Attack on Salman Rushdie: the writer lost an eye

Author:
Oleg Panfilovych
Date:

The writer Salman Rushdie, who was attacked in the USA in August, lost an eye.

Politico writes about it.

The authorʼs literary agent Andrew Wiley informed that the author had lost the sight in one eye and the use of an arm. Rushdie suffered three serious wounds to the neck and 15 other wounds to the chest and torso during the attack, he stated.

After the attack, Rushdie was treated at a Pennsylvania hospital, where he was briefly put on a ventilator.

The attack took place on August 12, when Rushdie was giving a lecture at the Chautauqua Education Center in New York. A man got on the stage and started beating the writer with his fists and a knife. The attacker was detained by the police.

In 1988, Salman Rushdieʼs book The Satanic Verses was banned in Iran. Many Muslims consider it blasphemy. In 1989, then-Iranian leader Ayatollah Ruhollah Khomeini issued a decree calling for Rushdieʼs death. In Iran, a reward of $3.3 million is offered for the murder of the writer.
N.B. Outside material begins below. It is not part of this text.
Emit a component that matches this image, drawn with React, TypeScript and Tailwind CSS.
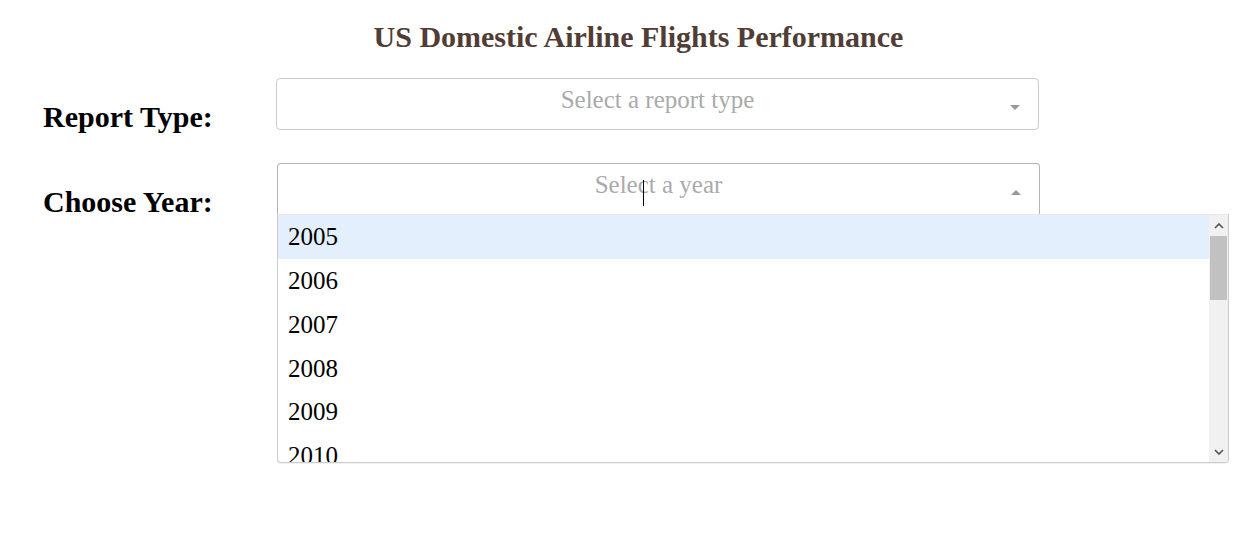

The Iranian government has long distanced itself from Khomeiniʼs decree, but public sentiment against Rushdie has persisted. In 2012, a semi-official Iranian religious foundation increased the reward for Rushdieʼs assassination from $2.8 million to $3.3 million.

At the time, Rushdie dismissed the threat, saying there was "no evidence" that people were interested in the reward. The writer published the memoir "Joseph Anton", in which he talks about the Iranian decree. The title of the book comes from the pseudonym Rushdie used while in hiding.

  • Salman Rushdieʼs novel "Midnightʼs Children" won the Man Booker Prize in 1981, but his name became known around the world only after "The Satanic Verses".